What to work on:
Will you output all of the data below exactly, omitting the images?

Supplied data:

^^^^^^^^

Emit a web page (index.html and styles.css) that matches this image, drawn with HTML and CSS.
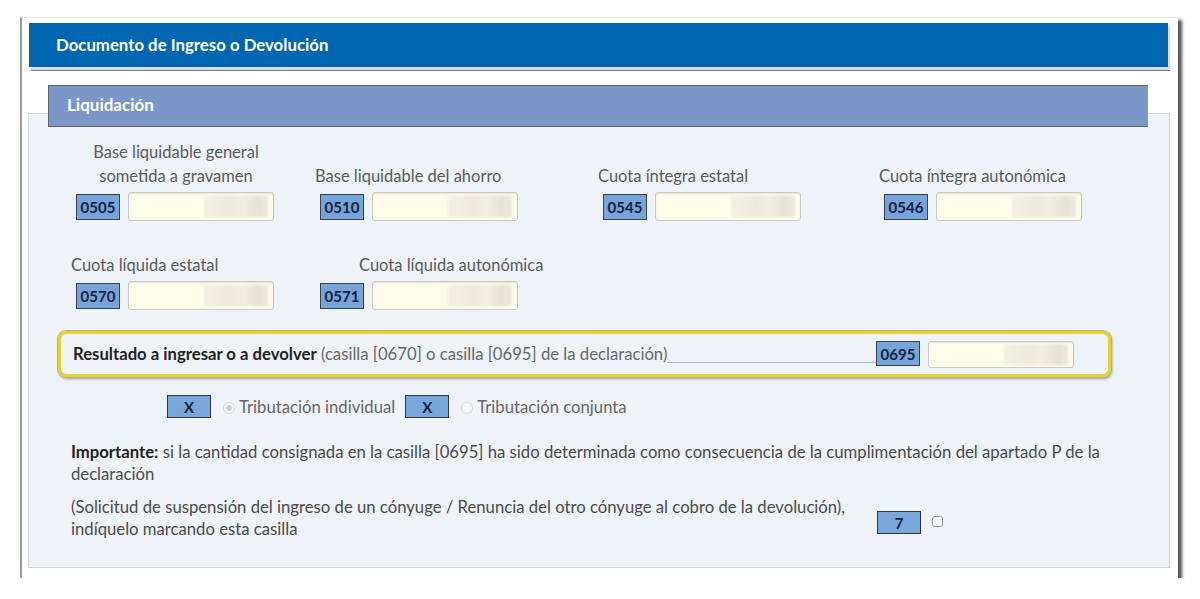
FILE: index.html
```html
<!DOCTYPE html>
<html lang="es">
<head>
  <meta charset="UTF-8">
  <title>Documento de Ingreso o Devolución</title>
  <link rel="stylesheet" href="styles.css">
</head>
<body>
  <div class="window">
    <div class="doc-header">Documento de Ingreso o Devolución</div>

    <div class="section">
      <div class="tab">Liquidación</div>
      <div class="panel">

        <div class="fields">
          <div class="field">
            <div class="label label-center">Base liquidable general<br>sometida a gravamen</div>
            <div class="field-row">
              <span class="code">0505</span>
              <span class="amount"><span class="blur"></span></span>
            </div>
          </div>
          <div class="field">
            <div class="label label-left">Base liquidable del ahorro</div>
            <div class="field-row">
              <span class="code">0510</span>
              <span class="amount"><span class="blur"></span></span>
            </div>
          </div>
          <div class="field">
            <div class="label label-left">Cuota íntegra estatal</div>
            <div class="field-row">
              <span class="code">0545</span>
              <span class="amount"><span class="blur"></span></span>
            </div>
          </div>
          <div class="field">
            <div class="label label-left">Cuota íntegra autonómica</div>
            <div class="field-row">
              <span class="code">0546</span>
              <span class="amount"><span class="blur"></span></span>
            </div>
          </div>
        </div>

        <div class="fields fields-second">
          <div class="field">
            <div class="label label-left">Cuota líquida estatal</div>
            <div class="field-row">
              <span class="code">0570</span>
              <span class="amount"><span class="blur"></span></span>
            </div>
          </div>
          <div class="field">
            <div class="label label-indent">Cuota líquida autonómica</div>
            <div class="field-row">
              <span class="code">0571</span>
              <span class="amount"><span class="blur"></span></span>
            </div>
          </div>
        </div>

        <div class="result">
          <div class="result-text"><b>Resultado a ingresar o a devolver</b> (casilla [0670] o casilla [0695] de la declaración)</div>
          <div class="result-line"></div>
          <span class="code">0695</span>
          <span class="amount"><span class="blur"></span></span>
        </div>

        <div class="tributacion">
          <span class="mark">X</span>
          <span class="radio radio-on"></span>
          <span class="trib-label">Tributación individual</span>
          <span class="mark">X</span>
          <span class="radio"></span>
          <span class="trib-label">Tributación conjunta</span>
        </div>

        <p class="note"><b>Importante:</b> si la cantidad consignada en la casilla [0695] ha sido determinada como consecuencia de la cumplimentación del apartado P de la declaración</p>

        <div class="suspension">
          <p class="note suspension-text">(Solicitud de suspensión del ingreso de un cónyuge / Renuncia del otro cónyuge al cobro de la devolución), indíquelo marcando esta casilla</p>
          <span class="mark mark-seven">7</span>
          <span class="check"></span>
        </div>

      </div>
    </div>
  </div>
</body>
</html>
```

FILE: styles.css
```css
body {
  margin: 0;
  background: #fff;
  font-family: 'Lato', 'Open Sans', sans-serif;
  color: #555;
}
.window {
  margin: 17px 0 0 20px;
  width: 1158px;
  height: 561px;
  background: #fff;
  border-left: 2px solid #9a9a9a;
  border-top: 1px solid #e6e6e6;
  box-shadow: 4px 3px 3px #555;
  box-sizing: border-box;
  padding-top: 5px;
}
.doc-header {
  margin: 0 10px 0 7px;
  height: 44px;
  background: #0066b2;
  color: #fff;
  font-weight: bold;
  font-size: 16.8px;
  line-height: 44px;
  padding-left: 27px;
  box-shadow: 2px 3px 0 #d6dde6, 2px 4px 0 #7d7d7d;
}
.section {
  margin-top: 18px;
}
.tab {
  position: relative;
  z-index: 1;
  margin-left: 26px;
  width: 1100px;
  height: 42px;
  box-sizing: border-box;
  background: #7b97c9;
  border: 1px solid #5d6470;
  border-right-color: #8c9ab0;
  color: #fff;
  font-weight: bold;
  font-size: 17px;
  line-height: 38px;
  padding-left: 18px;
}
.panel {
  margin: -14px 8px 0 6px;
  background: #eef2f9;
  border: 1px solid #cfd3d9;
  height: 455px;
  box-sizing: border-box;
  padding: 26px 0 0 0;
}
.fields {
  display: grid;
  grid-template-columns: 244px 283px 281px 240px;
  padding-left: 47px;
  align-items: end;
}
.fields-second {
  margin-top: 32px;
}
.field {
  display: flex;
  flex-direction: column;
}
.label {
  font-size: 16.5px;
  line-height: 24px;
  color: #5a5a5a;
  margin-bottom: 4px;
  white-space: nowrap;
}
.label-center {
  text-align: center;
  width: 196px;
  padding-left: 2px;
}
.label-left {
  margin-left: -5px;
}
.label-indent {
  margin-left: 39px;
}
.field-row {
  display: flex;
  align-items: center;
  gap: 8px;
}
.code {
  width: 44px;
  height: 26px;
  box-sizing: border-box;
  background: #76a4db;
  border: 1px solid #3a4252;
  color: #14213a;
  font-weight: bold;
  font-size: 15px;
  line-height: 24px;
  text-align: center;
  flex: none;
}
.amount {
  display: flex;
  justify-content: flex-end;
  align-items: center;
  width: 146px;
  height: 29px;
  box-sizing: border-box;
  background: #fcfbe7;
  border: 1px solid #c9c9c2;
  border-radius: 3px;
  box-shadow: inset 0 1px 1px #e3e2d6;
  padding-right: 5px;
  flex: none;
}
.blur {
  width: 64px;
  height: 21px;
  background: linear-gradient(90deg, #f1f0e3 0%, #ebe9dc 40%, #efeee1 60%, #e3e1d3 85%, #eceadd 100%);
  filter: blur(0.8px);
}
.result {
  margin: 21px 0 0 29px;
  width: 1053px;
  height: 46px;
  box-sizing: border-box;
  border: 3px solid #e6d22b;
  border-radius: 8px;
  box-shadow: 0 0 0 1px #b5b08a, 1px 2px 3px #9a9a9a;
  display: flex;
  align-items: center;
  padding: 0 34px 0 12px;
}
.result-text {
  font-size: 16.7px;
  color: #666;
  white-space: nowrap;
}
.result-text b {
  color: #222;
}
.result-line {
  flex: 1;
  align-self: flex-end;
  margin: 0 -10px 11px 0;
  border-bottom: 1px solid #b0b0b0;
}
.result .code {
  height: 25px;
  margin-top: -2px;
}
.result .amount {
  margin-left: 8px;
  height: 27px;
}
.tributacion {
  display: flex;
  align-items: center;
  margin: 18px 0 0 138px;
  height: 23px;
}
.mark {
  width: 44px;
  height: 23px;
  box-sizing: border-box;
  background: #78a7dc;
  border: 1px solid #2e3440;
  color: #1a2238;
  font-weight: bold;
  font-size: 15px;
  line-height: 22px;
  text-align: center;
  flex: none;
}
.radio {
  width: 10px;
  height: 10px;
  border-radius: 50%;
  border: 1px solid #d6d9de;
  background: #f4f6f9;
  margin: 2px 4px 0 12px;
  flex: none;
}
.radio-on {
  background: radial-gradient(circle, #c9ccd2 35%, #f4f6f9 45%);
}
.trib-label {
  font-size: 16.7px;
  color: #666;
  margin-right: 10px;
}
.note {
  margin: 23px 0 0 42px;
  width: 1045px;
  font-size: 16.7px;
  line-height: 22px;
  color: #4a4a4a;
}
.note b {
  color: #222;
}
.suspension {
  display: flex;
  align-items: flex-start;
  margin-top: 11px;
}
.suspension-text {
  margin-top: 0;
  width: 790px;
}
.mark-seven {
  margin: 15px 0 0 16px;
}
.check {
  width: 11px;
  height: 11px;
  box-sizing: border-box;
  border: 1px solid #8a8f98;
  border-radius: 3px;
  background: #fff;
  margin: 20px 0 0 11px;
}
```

^^^^^^^^

Complete answer:
Emit a web page (index.html and styles.css) that matches this image, drawn with HTML and CSS.
FILE: index.html
```html
<!DOCTYPE html>
<html lang="es">
<head>
  <meta charset="UTF-8">
  <title>Documento de Ingreso o Devolución</title>
  <link rel="stylesheet" href="styles.css">
</head>
<body>
  <div class="window">
    <div class="doc-header">Documento de Ingreso o Devolución</div>

    <div class="section">
      <div class="tab">Liquidación</div>
      <div class="panel">

        <div class="fields">
          <div class="field">
            <div class="label label-center">Base liquidable general<br>sometida a gravamen</div>
            <div class="field-row">
              <span class="code">0505</span>
              <span class="amount"><span class="blur"></span></span>
            </div>
          </div>
          <div class="field">
            <div class="label label-left">Base liquidable del ahorro</div>
            <div class="field-row">
              <span class="code">0510</span>
              <span class="amount"><span class="blur"></span></span>
            </div>
          </div>
          <div class="field">
            <div class="label label-left">Cuota íntegra estatal</div>
            <div class="field-row">
              <span class="code">0545</span>
              <span class="amount"><span class="blur"></span></span>
            </div>
          </div>
          <div class="field">
            <div class="label label-left">Cuota íntegra autonómica</div>
            <div class="field-row">
              <span class="code">0546</span>
              <span class="amount"><span class="blur"></span></span>
            </div>
          </div>
        </div>

        <div class="fields fields-second">
          <div class="field">
            <div class="label label-left">Cuota líquida estatal</div>
            <div class="field-row">
              <span class="code">0570</span>
              <span class="amount"><span class="blur"></span></span>
            </div>
          </div>
          <div class="field">
            <div class="label label-indent">Cuota líquida autonómica</div>
            <div class="field-row">
              <span class="code">0571</span>
              <span class="amount"><span class="blur"></span></span>
            </div>
          </div>
        </div>

        <div class="result">
          <div class="result-text"><b>Resultado a ingresar o a devolver</b> (casilla [0670] o casilla [0695] de la declaración)</div>
          <div class="result-line"></div>
          <span class="code">0695</span>
          <span class="amount"><span class="blur"></span></span>
        </div>

        <div class="tributacion">
          <span class="mark">X</span>
          <span class="radio radio-on"></span>
          <span class="trib-label">Tributación individual</span>
          <span class="mark">X</span>
          <span class="radio"></span>
          <span class="trib-label">Tributación conjunta</span>
        </div>

        <p class="note"><b>Importante:</b> si la cantidad consignada en la casilla [0695] ha sido determinada como consecuencia de la cumplimentación del apartado P de la declaración</p>

        <div class="suspension">
          <p class="note suspension-text">(Solicitud de suspensión del ingreso de un cónyuge / Renuncia del otro cónyuge al cobro de la devolución), indíquelo marcando esta casilla</p>
          <span class="mark mark-seven">7</span>
          <span class="check"></span>
        </div>

      </div>
    </div>
  </div>
</body>
</html>
```

FILE: styles.css
```css
body {
  margin: 0;
  background: #fff;
  font-family: 'Lato', 'Open Sans', sans-serif;
  color: #555;
}
.window {
  margin: 17px 0 0 20px;
  width: 1158px;
  height: 561px;
  background: #fff;
  border-left: 2px solid #9a9a9a;
  border-top: 1px solid #e6e6e6;
  box-shadow: 4px 3px 3px #555;
  box-sizing: border-box;
  padding-top: 5px;
}
.doc-header {
  margin: 0 10px 0 7px;
  height: 44px;
  background: #0066b2;
  color: #fff;
  font-weight: bold;
  font-size: 16.8px;
  line-height: 44px;
  padding-left: 27px;
  box-shadow: 2px 3px 0 #d6dde6, 2px 4px 0 #7d7d7d;
}
.section {
  margin-top: 18px;
}
.tab {
  position: relative;
  z-index: 1;
  margin-left: 26px;
  width: 1100px;
  height: 42px;
  box-sizing: border-box;
  background: #7b97c9;
  border: 1px solid #5d6470;
  border-right-color: #8c9ab0;
  color: #fff;
  font-weight: bold;
  font-size: 17px;
  line-height: 38px;
  padding-left: 18px;
}
.panel {
  margin: -14px 8px 0 6px;
  background: #eef2f9;
  border: 1px solid #cfd3d9;
  height: 455px;
  box-sizing: border-box;
  padding: 26px 0 0 0;
}
.fields {
  display: grid;
  grid-template-columns: 244px 283px 281px 240px;
  padding-left: 47px;
  align-items: end;
}
.fields-second {
  margin-top: 32px;
}
.field {
  display: flex;
  flex-direction: column;
}
.label {
  font-size: 16.5px;
  line-height: 24px;
  color: #5a5a5a;
  margin-bottom: 4px;
  white-space: nowrap;
}
.label-center {
  text-align: center;
  width: 196px;
  padding-left: 2px;
}
.label-left {
  margin-left: -5px;
}
.label-indent {
  margin-left: 39px;
}
.field-row {
  display: flex;
  align-items: center;
  gap: 8px;
}
.code {
  width: 44px;
  height: 26px;
  box-sizing: border-box;
  background: #76a4db;
  border: 1px solid #3a4252;
  color: #14213a;
  font-weight: bold;
  font-size: 15px;
  line-height: 24px;
  text-align: center;
  flex: none;
}
.amount {
  display: flex;
  justify-content: flex-end;
  align-items: center;
  width: 146px;
  height: 29px;
  box-sizing: border-box;
  background: #fcfbe7;
  border: 1px solid #c9c9c2;
  border-radius: 3px;
  box-shadow: inset 0 1px 1px #e3e2d6;
  padding-right: 5px;
  flex: none;
}
.blur {
  width: 64px;
  height: 21px;
  background: linear-gradient(90deg, #f1f0e3 0%, #ebe9dc 40%, #efeee1 60%, #e3e1d3 85%, #eceadd 100%);
  filter: blur(0.8px);
}
.result {
  margin: 21px 0 0 29px;
  width: 1053px;
  height: 46px;
  box-sizing: border-box;
  border: 3px solid #e6d22b;
  border-radius: 8px;
  box-shadow: 0 0 0 1px #b5b08a, 1px 2px 3px #9a9a9a;
  display: flex;
  align-items: center;
  padding: 0 34px 0 12px;
}
.result-text {
  font-size: 16.7px;
  color: #666;
  white-space: nowrap;
}
.result-text b {
  color: #222;
}
.result-line {
  flex: 1;
  align-self: flex-end;
  margin: 0 -10px 11px 0;
  border-bottom: 1px solid #b0b0b0;
}
.result .code {
  height: 25px;
  margin-top: -2px;
}
.result .amount {
  margin-left: 8px;
  height: 27px;
}
.tributacion {
  display: flex;
  align-items: center;
  margin: 18px 0 0 138px;
  height: 23px;
}
.mark {
  width: 44px;
  height: 23px;
  box-sizing: border-box;
  background: #78a7dc;
  border: 1px solid #2e3440;
  color: #1a2238;
  font-weight: bold;
  font-size: 15px;
  line-height: 22px;
  text-align: center;
  flex: none;
}
.radio {
  width: 10px;
  height: 10px;
  border-radius: 50%;
  border: 1px solid #d6d9de;
  background: #f4f6f9;
  margin: 2px 4px 0 12px;
  flex: none;
}
.radio-on {
  background: radial-gradient(circle, #c9ccd2 35%, #f4f6f9 45%);
}
.trib-label {
  font-size: 16.7px;
  color: #666;
  margin-right: 10px;
}
.note {
  margin: 23px 0 0 42px;
  width: 1045px;
  font-size: 16.7px;
  line-height: 22px;
  color: #4a4a4a;
}
.note b {
  color: #222;
}
.suspension {
  display: flex;
  align-items: flex-start;
  margin-top: 11px;
}
.suspension-text {
  margin-top: 0;
  width: 790px;
}
.mark-seven {
  margin: 15px 0 0 16px;
}
.check {
  width: 11px;
  height: 11px;
  box-sizing: border-box;
  border: 1px solid #8a8f98;
  border-radius: 3px;
  background: #fff;
  margin: 20px 0 0 11px;
}
```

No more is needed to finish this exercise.